§ Work to be completed:
Make an exact copy of the lines, leaving the pictures out.

§ Available data:
□ □ □
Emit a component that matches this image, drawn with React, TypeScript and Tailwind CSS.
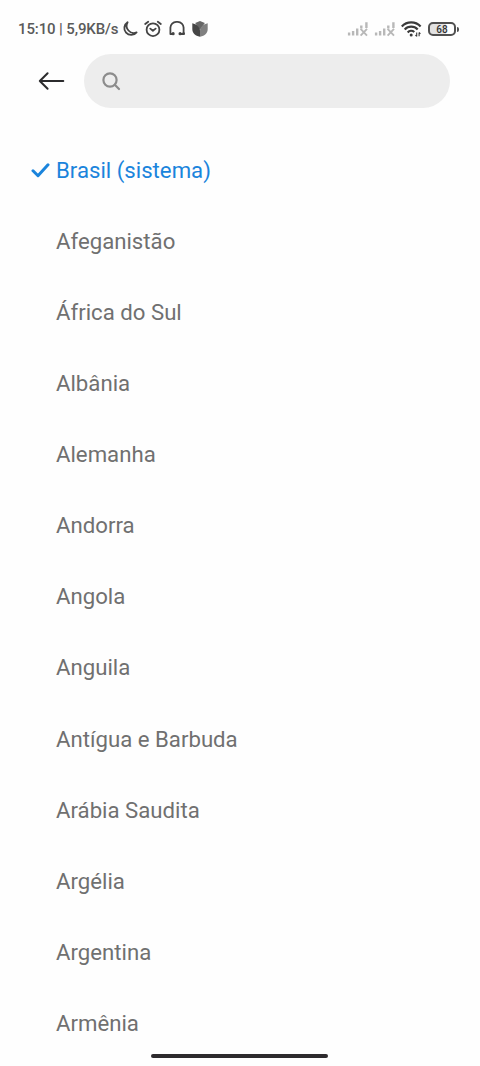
const regions = [
  'Brasil (sistema)',
  'Afeganistão',
  'África do Sul',
  'Albânia',
  'Alemanha',
  'Andorra',
  'Angola',
  'Anguila',
  'Antígua e Barbuda',
  'Arábia Saudita',
  'Argélia',
  'Argentina',
  'Armênia',
]

function MoonIcon() {
  return (
    <svg width="16" height="16" viewBox="0 0 16 16" fill="none" stroke="#444" strokeWidth="1.8" strokeLinejoin="round">
      <path d="M5.6 1.2A6.9 6.9 0 1 0 14.6 11.4A7.2 7.2 0 0 1 5.6 1.2Z" />
    </svg>
  )
}

function AlarmIcon() {
  return (
    <svg width="18" height="18" viewBox="0 0 18 18" fill="none" stroke="#444" strokeWidth="1.8" strokeLinecap="round" strokeLinejoin="round">
      <circle cx="9" cy="9.7" r="6.4" />
      <path d="M1.2 4L4.2 1.7M16.8 4L13.8 1.7M6.3 8.6L8.9 10.8L11.6 8.6" />
    </svg>
  )
}

function HeadphonesIcon() {
  return (
    <svg width="18" height="18" viewBox="0 0 18 18" fill="none" stroke="#444" strokeWidth="1.8" strokeLinejoin="round">
      <path d="M5 14H2.4V7.6A6 6 0 0 1 8.2 1.8H9.8A6 6 0 0 1 15.6 7.6V14H12.4" />
      <circle cx="5.1" cy="13.7" r="1.6" fill="#444" stroke="none" />
      <circle cx="12.1" cy="13.7" r="1.6" fill="#444" stroke="none" />
      <circle cx="15.6" cy="13.7" r="1.4" fill="#444" stroke="none" />
    </svg>
  )
}

function TulipIcon() {
  return (
    <svg width="16" height="18" viewBox="0 0 16 18">
      <path d="M3.2 3L8 1L12.8 3L8 10Z" fill="#666" />
      <path d="M0.3 3.2C4.5 4 7.5 6.5 8 10.5V16.8C3 15.7 0.3 13 0.3 9Z" fill="#454545" />
      <path d="M15.7 3.2C11.5 4 8.5 6.5 8 10.5V16.8C13 15.7 15.7 13 15.7 9Z" fill="#808080" />
    </svg>
  )
}

function NoSignalIcon() {
  return (
    <svg width="23" height="18" viewBox="0 0 23 18" fill="none" stroke="#b8b8b8" strokeWidth="2.4">
      <path d="M2.1 12.6V15.4M6.1 11V15.4M10.2 8.6V15.4M14.3 5.4V8.6M19.4 2.2V8" />
      <path d="M13.6 8.8L20 15.6M20 8.8L13.6 15.6" strokeWidth="1.9" />
    </svg>
  )
}

function WifiIcon() {
  return (
    <svg width="21" height="18" viewBox="0 0 21 18" fill="none" stroke="#3a3a3a" strokeWidth="2.2">
      <path d="M0.8 6.4A13 13 0 0 1 19.6 6.4M3.7 9.5A9 9 0 0 1 16.7 9.5M6.7 12.4A4.8 4.8 0 0 1 13.3 12" />
      <circle cx="10.2" cy="15" r="1.5" fill="#3a3a3a" stroke="none" />
      <path d="M15.7 12.6V16.4M18.1 12.4V16.2M14.4 15L15.7 16.4M18.1 12.4L19.4 13.8" strokeWidth="1.1" />
    </svg>
  )
}

function Battery({ level }: { level: number }) {
  return (
    <div className="flex items-center">
      <div className="flex h-[14px] w-[28px] items-center justify-center rounded-[5px] border-2 border-[#505050] bg-[linear-gradient(90deg,#e2e2e2_68%,#fff_68%)]">
        <span className="text-[10px] leading-[11px] font-medium text-[#333]">{level}</span>
      </div>
      <div className="ml-px h-[5px] w-[2px] rounded-r-full bg-[#505050]" />
    </div>
  )
}

function StatusBar() {
  return (
    <div className="flex h-[54px] items-center justify-between pt-[4px] pr-[21px] pl-[18px]">
      <div className="flex items-center">
        <span className="w-[104px] text-[15px] leading-[18px] font-medium tracking-[-0.12px] whitespace-nowrap text-[#5a5a5a]">15:10 | 5,9KB/s</span>
        <MoonIcon />
        <div className="ml-[6px] flex items-center gap-[6px]">
          <AlarmIcon />
          <HeadphonesIcon />
          <TulipIcon />
        </div>
      </div>
      <div className="flex items-center">
        <NoSignalIcon />
        <div className="ml-[4px]"><NoSignalIcon /></div>
        <div className="mr-[6px] ml-[4px]"><WifiIcon /></div>
        <Battery level={68} />
      </div>
    </div>
  )
}

function SearchHeader() {
  return (
    <header className="flex h-[54px] items-center pr-[30px] pl-[38px]">
      <button aria-label="Voltar" className="mr-[19px]">
        <svg width="27" height="20" viewBox="0 0 27 20" fill="none" stroke="#2b2b2d" strokeWidth="2" strokeLinecap="round" strokeLinejoin="round">
          <path d="M25.3 10H1.8M9.6 2.2L1.8 10L9.6 17.8" />
        </svg>
      </button>
      <div className="flex h-[54px] flex-1 items-center rounded-full bg-[#ededed] pl-[17px]">
        <svg width="21" height="21" viewBox="0 0 21 21" fill="none" stroke="#8c8c8c" strokeWidth="2.2" strokeLinecap="round">
          <circle cx="9" cy="9" r="6.6" />
          <path d="M13.8 13.8L18 18" />
        </svg>
      </div>
    </header>
  )
}

export default function App() {
  return (
    <div className="flex h-[1066px] w-[480px] flex-col overflow-hidden bg-[#fefefe] font-['Roboto',sans-serif]">
      <StatusBar />
      <SearchHeader />

      <ul className="mt-[27px]">
        {regions.map((name, i) => (
          <li key={name} className={`flex h-[71.08px] items-center pl-[31px] text-[22.2px] ${i === 0 ? 'text-[#1a84dc]' : 'text-[#707070]'}`}>
            <div className="w-[25px]">
              {i === 0 && (
                <svg width="19" height="16" viewBox="0 0 19 16" fill="none" stroke="currentColor" strokeWidth="3" strokeLinecap="round" strokeLinejoin="round">
                  <path d="M2 7.8L7 12.7L17 1.8" />
                </svg>
              )}
            </div>
            <span>{name}</span>
          </li>
        ))}
      </ul>

      {/* Gesture bar */}
      <div className="absolute top-[1054px] left-[151px] h-[4px] w-[177px] rounded-full bg-[#2d2a2d]" />
    </div>
  )
}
□ □ □
§ Complete output:
Emit a component that matches this image, drawn with React, TypeScript and Tailwind CSS.
const regions = [
  'Brasil (sistema)',
  'Afeganistão',
  'África do Sul',
  'Albânia',
  'Alemanha',
  'Andorra',
  'Angola',
  'Anguila',
  'Antígua e Barbuda',
  'Arábia Saudita',
  'Argélia',
  'Argentina',
  'Armênia',
]

function MoonIcon() {
  return (
    <svg width="16" height="16" viewBox="0 0 16 16" fill="none" stroke="#444" strokeWidth="1.8" strokeLinejoin="round">
      <path d="M5.6 1.2A6.9 6.9 0 1 0 14.6 11.4A7.2 7.2 0 0 1 5.6 1.2Z" />
    </svg>
  )
}

function AlarmIcon() {
  return (
    <svg width="18" height="18" viewBox="0 0 18 18" fill="none" stroke="#444" strokeWidth="1.8" strokeLinecap="round" strokeLinejoin="round">
      <circle cx="9" cy="9.7" r="6.4" />
      <path d="M1.2 4L4.2 1.7M16.8 4L13.8 1.7M6.3 8.6L8.9 10.8L11.6 8.6" />
    </svg>
  )
}

function HeadphonesIcon() {
  return (
    <svg width="18" height="18" viewBox="0 0 18 18" fill="none" stroke="#444" strokeWidth="1.8" strokeLinejoin="round">
      <path d="M5 14H2.4V7.6A6 6 0 0 1 8.2 1.8H9.8A6 6 0 0 1 15.6 7.6V14H12.4" />
      <circle cx="5.1" cy="13.7" r="1.6" fill="#444" stroke="none" />
      <circle cx="12.1" cy="13.7" r="1.6" fill="#444" stroke="none" />
      <circle cx="15.6" cy="13.7" r="1.4" fill="#444" stroke="none" />
    </svg>
  )
}

function TulipIcon() {
  return (
    <svg width="16" height="18" viewBox="0 0 16 18">
      <path d="M3.2 3L8 1L12.8 3L8 10Z" fill="#666" />
      <path d="M0.3 3.2C4.5 4 7.5 6.5 8 10.5V16.8C3 15.7 0.3 13 0.3 9Z" fill="#454545" />
      <path d="M15.7 3.2C11.5 4 8.5 6.5 8 10.5V16.8C13 15.7 15.7 13 15.7 9Z" fill="#808080" />
    </svg>
  )
}

function NoSignalIcon() {
  return (
    <svg width="23" height="18" viewBox="0 0 23 18" fill="none" stroke="#b8b8b8" strokeWidth="2.4">
      <path d="M2.1 12.6V15.4M6.1 11V15.4M10.2 8.6V15.4M14.3 5.4V8.6M19.4 2.2V8" />
      <path d="M13.6 8.8L20 15.6M20 8.8L13.6 15.6" strokeWidth="1.9" />
    </svg>
  )
}

function WifiIcon() {
  return (
    <svg width="21" height="18" viewBox="0 0 21 18" fill="none" stroke="#3a3a3a" strokeWidth="2.2">
      <path d="M0.8 6.4A13 13 0 0 1 19.6 6.4M3.7 9.5A9 9 0 0 1 16.7 9.5M6.7 12.4A4.8 4.8 0 0 1 13.3 12" />
      <circle cx="10.2" cy="15" r="1.5" fill="#3a3a3a" stroke="none" />
      <path d="M15.7 12.6V16.4M18.1 12.4V16.2M14.4 15L15.7 16.4M18.1 12.4L19.4 13.8" strokeWidth="1.1" />
    </svg>
  )
}

function Battery({ level }: { level: number }) {
  return (
    <div className="flex items-center">
      <div className="flex h-[14px] w-[28px] items-center justify-center rounded-[5px] border-2 border-[#505050] bg-[linear-gradient(90deg,#e2e2e2_68%,#fff_68%)]">
        <span className="text-[10px] leading-[11px] font-medium text-[#333]">{level}</span>
      </div>
      <div className="ml-px h-[5px] w-[2px] rounded-r-full bg-[#505050]" />
    </div>
  )
}

function StatusBar() {
  return (
    <div className="flex h-[54px] items-center justify-between pt-[4px] pr-[21px] pl-[18px]">
      <div className="flex items-center">
        <span className="w-[104px] text-[15px] leading-[18px] font-medium tracking-[-0.12px] whitespace-nowrap text-[#5a5a5a]">15:10 | 5,9KB/s</span>
        <MoonIcon />
        <div className="ml-[6px] flex items-center gap-[6px]">
          <AlarmIcon />
          <HeadphonesIcon />
          <TulipIcon />
        </div>
      </div>
      <div className="flex items-center">
        <NoSignalIcon />
        <div className="ml-[4px]"><NoSignalIcon /></div>
        <div className="mr-[6px] ml-[4px]"><WifiIcon /></div>
        <Battery level={68} />
      </div>
    </div>
  )
}

function SearchHeader() {
  return (
    <header className="flex h-[54px] items-center pr-[30px] pl-[38px]">
      <button aria-label="Voltar" className="mr-[19px]">
        <svg width="27" height="20" viewBox="0 0 27 20" fill="none" stroke="#2b2b2d" strokeWidth="2" strokeLinecap="round" strokeLinejoin="round">
          <path d="M25.3 10H1.8M9.6 2.2L1.8 10L9.6 17.8" />
        </svg>
      </button>
      <div className="flex h-[54px] flex-1 items-center rounded-full bg-[#ededed] pl-[17px]">
        <svg width="21" height="21" viewBox="0 0 21 21" fill="none" stroke="#8c8c8c" strokeWidth="2.2" strokeLinecap="round">
          <circle cx="9" cy="9" r="6.6" />
          <path d="M13.8 13.8L18 18" />
        </svg>
      </div>
    </header>
  )
}

export default function App() {
  return (
    <div className="flex h-[1066px] w-[480px] flex-col overflow-hidden bg-[#fefefe] font-['Roboto',sans-serif]">
      <StatusBar />
      <SearchHeader />

      <ul className="mt-[27px]">
        {regions.map((name, i) => (
          <li key={name} className={`flex h-[71.08px] items-center pl-[31px] text-[22.2px] ${i === 0 ? 'text-[#1a84dc]' : 'text-[#707070]'}`}>
            <div className="w-[25px]">
              {i === 0 && (
                <svg width="19" height="16" viewBox="0 0 19 16" fill="none" stroke="currentColor" strokeWidth="3" strokeLinecap="round" strokeLinejoin="round">
                  <path d="M2 7.8L7 12.7L17 1.8" />
                </svg>
              )}
            </div>
            <span>{name}</span>
          </li>
        ))}
      </ul>

      {/* Gesture bar */}
      <div className="absolute top-[1054px] left-[151px] h-[4px] w-[177px] rounded-full bg-[#2d2a2d]" />
    </div>
  )
}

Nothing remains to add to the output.